Problem description →
Within the entries below, please return exactly the lines from the one with "Clone this screenshot" through the one with "import React from", leaving out any pictures.

------------------------------------

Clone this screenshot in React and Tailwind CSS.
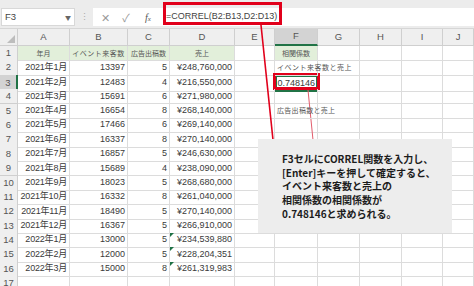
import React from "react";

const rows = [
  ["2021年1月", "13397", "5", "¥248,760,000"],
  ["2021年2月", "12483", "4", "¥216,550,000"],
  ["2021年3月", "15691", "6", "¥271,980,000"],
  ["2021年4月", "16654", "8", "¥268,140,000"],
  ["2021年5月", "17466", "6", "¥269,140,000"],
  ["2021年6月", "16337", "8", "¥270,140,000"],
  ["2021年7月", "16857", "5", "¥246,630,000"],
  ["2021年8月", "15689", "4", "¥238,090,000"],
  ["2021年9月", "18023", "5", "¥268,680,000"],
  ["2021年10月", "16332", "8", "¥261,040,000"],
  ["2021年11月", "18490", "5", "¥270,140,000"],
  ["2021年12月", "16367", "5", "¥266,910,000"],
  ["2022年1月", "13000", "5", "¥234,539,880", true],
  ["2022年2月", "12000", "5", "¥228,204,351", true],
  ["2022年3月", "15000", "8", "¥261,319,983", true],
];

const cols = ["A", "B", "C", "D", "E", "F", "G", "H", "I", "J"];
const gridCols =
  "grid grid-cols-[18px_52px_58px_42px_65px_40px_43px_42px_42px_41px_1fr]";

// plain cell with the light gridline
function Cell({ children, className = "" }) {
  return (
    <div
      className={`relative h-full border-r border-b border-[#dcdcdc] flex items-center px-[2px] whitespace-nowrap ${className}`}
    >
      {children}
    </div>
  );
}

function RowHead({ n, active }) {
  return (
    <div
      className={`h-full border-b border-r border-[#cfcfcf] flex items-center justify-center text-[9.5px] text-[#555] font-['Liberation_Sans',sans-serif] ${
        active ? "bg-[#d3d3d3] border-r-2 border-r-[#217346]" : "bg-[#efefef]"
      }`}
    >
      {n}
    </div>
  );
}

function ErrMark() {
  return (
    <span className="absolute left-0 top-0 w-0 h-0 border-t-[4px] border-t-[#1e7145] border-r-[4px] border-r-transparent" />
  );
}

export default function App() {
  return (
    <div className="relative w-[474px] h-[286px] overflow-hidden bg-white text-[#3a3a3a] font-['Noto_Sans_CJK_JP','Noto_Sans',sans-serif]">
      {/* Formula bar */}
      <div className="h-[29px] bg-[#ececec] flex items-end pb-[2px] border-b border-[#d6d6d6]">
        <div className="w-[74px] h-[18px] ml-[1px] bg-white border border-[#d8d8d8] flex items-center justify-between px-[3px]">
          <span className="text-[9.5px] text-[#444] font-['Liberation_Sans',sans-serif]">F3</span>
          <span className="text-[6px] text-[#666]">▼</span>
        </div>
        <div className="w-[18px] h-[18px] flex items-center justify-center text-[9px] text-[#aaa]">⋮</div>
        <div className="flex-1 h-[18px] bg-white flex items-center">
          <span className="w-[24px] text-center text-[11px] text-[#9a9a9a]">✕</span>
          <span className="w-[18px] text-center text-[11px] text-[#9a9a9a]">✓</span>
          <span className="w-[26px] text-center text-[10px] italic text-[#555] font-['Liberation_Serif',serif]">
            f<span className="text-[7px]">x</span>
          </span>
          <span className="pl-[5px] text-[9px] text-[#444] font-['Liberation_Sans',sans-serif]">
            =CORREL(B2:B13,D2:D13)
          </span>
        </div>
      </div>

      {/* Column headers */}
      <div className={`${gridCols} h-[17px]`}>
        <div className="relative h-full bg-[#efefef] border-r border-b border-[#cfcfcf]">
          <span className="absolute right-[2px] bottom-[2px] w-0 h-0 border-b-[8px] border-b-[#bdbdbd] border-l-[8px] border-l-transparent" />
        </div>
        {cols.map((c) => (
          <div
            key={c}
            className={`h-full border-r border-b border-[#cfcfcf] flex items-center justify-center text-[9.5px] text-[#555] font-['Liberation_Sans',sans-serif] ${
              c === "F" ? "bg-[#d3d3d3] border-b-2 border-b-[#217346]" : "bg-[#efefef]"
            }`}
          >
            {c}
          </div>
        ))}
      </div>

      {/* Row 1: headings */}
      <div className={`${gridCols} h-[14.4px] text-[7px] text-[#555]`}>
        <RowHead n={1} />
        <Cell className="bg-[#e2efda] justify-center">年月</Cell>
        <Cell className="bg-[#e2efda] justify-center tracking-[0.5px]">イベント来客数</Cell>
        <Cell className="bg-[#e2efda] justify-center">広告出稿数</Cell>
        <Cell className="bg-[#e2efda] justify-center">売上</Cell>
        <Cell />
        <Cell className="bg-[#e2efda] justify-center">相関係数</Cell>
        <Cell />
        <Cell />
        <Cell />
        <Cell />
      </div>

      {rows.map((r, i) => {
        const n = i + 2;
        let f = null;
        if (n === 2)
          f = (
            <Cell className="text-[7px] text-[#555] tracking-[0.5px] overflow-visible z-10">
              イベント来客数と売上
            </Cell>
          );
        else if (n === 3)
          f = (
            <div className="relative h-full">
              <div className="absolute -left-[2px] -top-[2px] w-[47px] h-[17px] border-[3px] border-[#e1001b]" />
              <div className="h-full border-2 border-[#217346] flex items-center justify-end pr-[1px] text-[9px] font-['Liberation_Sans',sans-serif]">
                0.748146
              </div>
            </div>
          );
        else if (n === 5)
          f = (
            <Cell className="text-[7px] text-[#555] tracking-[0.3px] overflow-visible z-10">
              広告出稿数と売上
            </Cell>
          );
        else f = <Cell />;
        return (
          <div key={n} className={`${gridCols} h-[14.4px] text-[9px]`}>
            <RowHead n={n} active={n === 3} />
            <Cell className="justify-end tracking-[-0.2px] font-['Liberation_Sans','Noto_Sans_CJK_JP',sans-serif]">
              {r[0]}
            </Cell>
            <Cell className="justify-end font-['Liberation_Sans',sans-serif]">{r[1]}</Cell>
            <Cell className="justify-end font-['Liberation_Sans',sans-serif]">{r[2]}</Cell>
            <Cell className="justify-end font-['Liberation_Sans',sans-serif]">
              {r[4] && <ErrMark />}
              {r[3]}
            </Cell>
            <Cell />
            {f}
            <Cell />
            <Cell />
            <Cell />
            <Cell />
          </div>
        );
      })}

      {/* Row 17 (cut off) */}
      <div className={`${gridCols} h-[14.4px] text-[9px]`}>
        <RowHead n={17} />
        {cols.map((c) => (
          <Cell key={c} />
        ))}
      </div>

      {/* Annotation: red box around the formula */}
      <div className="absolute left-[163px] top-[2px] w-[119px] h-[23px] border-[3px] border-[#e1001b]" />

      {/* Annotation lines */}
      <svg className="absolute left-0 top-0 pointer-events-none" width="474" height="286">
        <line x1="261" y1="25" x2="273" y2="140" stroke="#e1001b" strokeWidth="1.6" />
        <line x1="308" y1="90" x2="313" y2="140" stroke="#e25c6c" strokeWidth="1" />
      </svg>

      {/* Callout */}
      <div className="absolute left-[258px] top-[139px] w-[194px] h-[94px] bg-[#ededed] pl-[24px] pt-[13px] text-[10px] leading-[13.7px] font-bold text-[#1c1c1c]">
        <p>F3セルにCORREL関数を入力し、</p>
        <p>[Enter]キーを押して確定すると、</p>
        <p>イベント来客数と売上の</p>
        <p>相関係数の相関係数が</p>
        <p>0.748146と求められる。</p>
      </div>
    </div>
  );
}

------------------------------------

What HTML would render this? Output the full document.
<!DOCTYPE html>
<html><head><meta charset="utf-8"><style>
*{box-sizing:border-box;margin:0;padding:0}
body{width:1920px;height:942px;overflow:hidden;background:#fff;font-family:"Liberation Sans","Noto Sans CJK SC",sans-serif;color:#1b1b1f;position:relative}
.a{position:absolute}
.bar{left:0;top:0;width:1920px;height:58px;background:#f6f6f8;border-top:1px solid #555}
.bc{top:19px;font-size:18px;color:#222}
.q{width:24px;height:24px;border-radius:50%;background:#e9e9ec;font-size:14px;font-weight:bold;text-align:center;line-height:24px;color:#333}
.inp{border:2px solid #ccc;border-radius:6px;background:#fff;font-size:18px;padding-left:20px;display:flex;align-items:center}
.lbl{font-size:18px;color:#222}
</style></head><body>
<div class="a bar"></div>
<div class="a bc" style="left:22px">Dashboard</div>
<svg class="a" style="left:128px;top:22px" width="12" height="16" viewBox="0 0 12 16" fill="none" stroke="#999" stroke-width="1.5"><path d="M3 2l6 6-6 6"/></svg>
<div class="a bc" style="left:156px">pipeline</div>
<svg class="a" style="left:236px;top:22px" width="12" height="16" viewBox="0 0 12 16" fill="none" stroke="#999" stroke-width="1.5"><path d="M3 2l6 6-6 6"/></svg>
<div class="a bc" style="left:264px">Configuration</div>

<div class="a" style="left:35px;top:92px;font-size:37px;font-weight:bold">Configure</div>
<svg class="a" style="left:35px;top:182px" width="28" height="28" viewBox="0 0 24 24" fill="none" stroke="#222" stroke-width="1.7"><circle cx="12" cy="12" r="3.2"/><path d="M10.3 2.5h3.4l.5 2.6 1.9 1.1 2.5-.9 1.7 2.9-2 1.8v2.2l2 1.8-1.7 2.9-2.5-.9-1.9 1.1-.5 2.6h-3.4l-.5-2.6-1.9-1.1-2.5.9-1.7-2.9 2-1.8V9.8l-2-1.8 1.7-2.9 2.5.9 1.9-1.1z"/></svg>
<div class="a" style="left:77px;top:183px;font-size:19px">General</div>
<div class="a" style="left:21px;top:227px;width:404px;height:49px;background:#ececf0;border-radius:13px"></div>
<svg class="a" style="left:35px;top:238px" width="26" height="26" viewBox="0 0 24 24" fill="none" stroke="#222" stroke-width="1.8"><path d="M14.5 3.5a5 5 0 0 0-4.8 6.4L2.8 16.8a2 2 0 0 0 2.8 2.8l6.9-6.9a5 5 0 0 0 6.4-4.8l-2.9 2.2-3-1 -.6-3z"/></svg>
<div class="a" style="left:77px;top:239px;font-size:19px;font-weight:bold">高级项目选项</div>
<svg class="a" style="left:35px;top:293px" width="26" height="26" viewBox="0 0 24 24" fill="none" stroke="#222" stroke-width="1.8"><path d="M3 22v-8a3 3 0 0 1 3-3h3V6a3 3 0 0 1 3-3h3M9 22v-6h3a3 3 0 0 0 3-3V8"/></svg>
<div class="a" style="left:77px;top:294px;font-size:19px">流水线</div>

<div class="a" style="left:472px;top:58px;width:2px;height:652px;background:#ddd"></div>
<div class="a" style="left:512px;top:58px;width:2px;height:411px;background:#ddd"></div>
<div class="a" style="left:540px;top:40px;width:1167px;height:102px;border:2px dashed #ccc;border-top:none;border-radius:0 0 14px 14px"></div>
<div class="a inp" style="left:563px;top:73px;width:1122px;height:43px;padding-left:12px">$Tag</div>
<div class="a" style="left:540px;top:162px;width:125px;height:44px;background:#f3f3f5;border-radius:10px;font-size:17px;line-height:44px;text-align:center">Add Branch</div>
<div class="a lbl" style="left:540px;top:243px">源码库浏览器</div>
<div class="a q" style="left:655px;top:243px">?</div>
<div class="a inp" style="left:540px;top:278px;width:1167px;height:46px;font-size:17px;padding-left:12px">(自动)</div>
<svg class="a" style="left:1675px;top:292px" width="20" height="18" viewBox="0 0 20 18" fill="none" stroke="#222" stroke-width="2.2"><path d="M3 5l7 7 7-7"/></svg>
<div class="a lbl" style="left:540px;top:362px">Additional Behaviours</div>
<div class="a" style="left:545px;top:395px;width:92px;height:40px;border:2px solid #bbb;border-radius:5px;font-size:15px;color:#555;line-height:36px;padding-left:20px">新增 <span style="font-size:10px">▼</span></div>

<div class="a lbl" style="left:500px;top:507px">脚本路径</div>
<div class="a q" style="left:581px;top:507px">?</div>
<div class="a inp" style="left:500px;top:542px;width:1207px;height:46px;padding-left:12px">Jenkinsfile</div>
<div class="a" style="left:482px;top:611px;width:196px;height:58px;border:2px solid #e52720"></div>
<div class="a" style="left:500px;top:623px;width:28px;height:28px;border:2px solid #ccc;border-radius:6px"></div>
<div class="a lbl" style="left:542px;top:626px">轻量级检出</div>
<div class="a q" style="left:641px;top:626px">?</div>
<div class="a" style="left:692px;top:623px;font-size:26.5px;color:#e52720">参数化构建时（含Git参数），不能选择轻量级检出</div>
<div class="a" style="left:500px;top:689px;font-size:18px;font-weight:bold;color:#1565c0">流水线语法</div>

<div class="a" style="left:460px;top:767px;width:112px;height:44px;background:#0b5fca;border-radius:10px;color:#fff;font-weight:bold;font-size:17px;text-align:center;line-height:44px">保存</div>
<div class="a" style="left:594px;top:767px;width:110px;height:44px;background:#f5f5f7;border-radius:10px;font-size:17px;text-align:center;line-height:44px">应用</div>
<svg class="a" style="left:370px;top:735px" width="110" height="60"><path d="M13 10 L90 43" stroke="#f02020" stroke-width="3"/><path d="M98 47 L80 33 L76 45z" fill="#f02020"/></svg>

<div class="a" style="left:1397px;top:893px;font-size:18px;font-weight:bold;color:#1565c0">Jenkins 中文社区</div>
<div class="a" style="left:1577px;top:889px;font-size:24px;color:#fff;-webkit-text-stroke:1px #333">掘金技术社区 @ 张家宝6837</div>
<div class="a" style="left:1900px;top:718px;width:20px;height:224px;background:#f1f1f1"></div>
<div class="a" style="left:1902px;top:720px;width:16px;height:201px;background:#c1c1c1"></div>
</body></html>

------------------------------------

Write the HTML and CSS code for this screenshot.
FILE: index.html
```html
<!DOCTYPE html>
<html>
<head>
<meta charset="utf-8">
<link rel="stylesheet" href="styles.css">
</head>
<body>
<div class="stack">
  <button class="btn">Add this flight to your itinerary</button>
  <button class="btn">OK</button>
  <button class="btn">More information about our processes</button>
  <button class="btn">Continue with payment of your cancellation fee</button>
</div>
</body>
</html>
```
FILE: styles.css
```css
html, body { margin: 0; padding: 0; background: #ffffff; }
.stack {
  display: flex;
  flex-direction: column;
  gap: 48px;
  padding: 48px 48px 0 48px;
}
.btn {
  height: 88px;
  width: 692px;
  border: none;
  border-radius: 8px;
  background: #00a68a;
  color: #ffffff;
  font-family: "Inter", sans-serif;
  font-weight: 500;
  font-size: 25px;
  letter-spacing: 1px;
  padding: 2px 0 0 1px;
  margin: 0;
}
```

------------------------------------

Final answer →
Clone this screenshot in React and Tailwind CSS.
import React from "react";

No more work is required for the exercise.